# The request
Read the listing and extract each line that includes the word "this".

#### Data shown ####

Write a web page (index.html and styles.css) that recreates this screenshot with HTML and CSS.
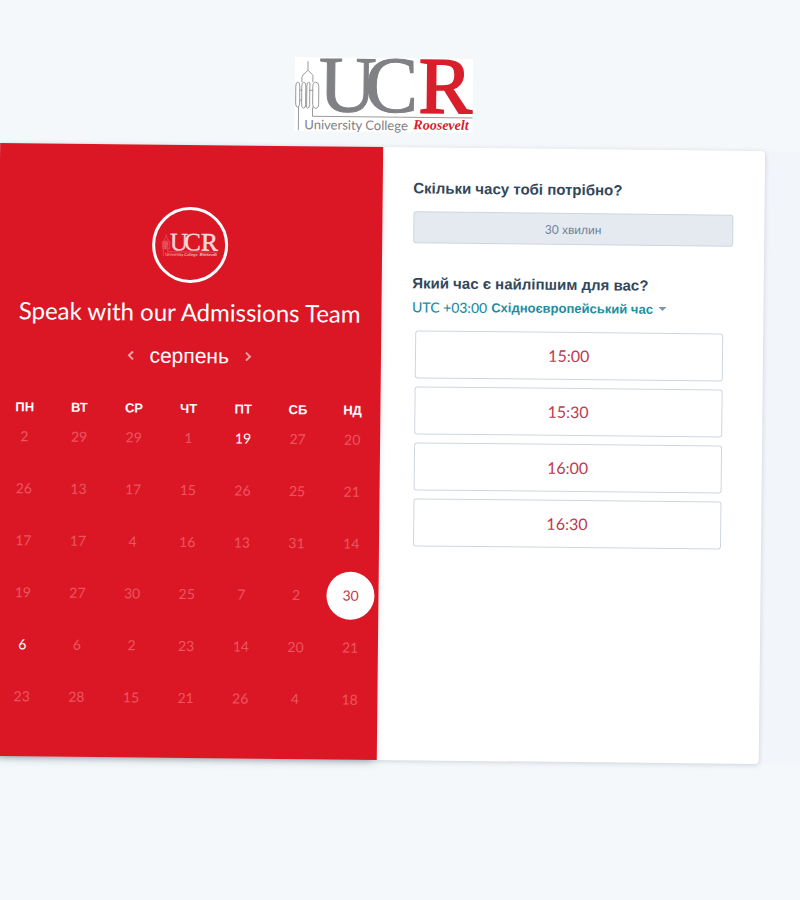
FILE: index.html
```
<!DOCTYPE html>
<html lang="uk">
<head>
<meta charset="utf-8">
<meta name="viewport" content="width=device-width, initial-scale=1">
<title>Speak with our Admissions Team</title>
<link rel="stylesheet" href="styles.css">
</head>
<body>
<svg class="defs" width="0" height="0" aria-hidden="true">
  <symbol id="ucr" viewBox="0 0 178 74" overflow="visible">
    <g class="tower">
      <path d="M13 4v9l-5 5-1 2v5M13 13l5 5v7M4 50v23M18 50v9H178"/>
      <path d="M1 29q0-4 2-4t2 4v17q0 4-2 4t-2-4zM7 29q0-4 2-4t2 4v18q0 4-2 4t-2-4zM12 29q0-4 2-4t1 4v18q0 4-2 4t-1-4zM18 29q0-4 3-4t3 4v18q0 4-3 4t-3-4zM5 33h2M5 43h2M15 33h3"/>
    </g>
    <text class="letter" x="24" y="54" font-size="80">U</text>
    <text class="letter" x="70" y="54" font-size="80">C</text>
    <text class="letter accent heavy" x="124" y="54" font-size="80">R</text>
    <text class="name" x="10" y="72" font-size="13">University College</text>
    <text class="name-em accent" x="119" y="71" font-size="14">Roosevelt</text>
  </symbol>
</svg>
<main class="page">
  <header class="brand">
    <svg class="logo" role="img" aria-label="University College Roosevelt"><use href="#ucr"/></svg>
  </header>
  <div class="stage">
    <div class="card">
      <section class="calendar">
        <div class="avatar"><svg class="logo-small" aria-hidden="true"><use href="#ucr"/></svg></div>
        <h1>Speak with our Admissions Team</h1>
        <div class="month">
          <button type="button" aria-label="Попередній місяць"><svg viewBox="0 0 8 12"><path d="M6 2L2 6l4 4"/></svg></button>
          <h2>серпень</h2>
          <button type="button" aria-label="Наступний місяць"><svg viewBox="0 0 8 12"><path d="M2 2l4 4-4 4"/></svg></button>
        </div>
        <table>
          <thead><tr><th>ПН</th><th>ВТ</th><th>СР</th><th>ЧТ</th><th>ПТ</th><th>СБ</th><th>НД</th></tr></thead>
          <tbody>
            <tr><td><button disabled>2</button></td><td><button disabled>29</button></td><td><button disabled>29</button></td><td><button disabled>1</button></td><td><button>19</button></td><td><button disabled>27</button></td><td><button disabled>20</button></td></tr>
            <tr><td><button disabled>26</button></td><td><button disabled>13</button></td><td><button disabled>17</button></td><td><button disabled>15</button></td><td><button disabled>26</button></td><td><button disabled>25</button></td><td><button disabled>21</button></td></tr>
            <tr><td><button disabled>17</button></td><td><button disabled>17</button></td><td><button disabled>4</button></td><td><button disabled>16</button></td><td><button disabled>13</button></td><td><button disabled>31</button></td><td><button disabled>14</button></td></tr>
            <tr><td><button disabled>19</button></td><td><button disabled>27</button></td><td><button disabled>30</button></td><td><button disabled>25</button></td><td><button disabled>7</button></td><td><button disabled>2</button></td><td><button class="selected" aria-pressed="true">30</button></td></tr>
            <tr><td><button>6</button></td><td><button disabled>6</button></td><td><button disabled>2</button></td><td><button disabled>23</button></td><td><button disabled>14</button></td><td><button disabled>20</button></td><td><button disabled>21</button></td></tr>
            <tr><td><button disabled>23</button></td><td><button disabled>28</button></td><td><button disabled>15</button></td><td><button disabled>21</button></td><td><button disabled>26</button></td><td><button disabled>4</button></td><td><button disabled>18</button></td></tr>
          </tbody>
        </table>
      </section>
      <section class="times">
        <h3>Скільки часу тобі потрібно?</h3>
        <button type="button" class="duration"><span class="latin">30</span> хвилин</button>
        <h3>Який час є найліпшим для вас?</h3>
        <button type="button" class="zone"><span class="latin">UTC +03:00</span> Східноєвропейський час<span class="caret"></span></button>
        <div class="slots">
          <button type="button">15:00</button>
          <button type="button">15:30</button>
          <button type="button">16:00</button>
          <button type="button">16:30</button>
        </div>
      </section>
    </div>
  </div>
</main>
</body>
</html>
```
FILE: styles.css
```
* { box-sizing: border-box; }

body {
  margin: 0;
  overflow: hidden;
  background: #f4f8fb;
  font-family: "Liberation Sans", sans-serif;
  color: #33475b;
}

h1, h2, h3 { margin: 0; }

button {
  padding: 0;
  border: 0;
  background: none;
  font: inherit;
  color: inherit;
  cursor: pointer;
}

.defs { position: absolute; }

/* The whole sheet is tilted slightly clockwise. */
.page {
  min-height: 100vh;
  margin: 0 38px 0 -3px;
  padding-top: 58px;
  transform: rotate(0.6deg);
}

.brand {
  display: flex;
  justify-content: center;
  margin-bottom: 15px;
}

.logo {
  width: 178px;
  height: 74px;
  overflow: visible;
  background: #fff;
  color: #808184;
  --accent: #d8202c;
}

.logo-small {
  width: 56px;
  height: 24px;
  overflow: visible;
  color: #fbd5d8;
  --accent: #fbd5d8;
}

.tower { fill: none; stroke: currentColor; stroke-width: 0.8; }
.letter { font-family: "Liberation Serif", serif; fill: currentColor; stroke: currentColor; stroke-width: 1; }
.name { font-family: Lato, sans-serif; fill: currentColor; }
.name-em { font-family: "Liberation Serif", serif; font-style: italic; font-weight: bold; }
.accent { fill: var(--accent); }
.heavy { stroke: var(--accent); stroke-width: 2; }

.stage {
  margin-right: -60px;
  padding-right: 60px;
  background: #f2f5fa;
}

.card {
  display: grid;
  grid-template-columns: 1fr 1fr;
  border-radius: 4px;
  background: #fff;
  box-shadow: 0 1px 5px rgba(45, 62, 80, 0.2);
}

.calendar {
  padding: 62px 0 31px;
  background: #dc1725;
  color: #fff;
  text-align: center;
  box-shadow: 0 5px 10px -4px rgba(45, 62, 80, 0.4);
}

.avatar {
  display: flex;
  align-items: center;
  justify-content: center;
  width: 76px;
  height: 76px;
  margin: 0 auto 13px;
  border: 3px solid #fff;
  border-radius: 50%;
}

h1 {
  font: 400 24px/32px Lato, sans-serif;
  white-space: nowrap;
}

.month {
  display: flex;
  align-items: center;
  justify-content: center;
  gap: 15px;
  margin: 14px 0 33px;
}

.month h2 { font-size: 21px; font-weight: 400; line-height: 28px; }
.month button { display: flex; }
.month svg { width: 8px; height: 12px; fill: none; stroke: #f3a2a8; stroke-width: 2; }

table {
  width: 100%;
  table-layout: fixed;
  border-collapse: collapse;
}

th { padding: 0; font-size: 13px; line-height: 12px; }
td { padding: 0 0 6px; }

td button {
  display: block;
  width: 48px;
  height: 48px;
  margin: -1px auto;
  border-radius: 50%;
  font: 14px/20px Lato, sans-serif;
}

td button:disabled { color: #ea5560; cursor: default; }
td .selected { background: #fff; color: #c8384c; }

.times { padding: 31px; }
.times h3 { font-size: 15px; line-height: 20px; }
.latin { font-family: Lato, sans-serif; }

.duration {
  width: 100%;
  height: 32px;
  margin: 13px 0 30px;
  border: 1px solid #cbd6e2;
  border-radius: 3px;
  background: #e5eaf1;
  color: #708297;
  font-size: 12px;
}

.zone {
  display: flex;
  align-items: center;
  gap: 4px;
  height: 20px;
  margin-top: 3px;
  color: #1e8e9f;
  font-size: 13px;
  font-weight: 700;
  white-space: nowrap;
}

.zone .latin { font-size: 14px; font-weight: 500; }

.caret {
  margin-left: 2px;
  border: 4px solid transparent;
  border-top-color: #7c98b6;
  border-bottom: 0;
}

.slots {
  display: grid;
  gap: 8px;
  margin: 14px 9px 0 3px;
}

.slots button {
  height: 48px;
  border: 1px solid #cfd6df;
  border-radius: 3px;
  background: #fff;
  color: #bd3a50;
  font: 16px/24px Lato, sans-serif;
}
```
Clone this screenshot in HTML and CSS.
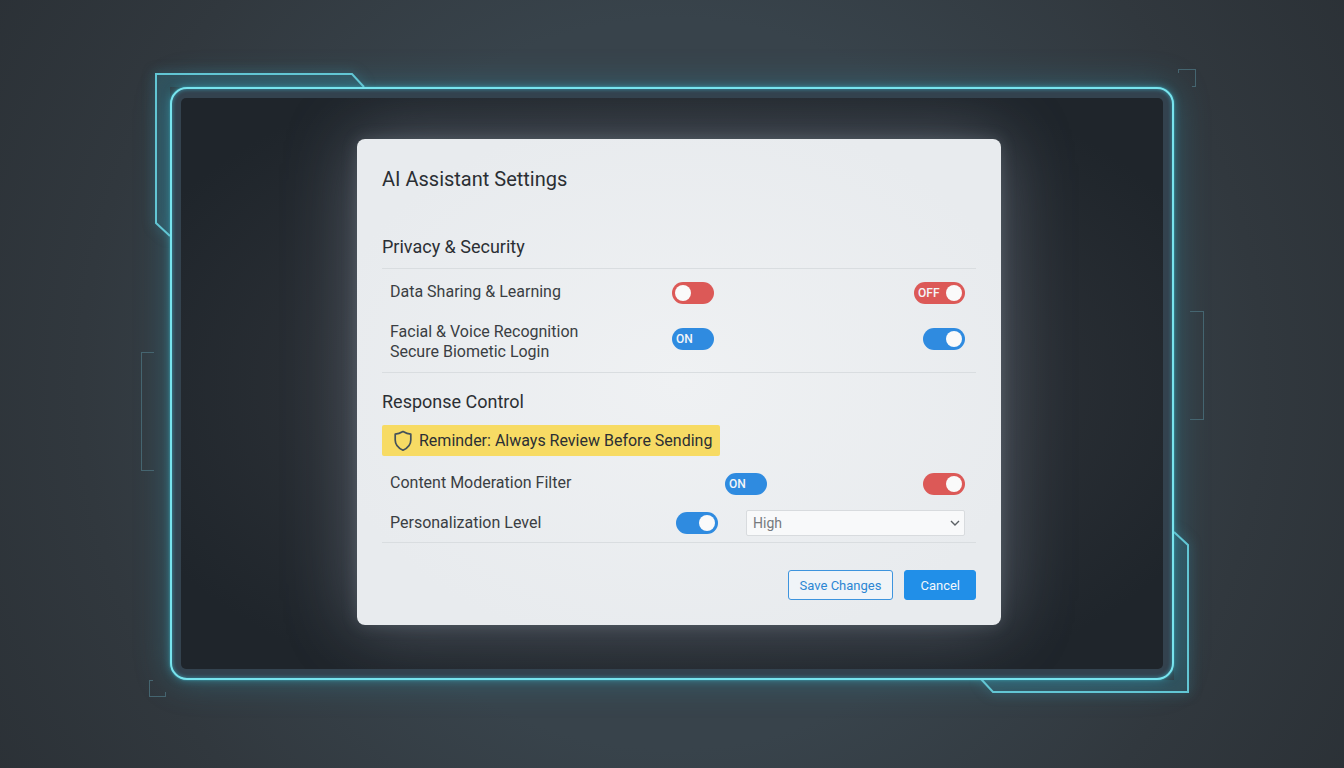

####

# Finished exercise
Write a web page (index.html and styles.css) that recreates this screenshot with HTML and CSS.
Clone this screenshot in HTML and CSS.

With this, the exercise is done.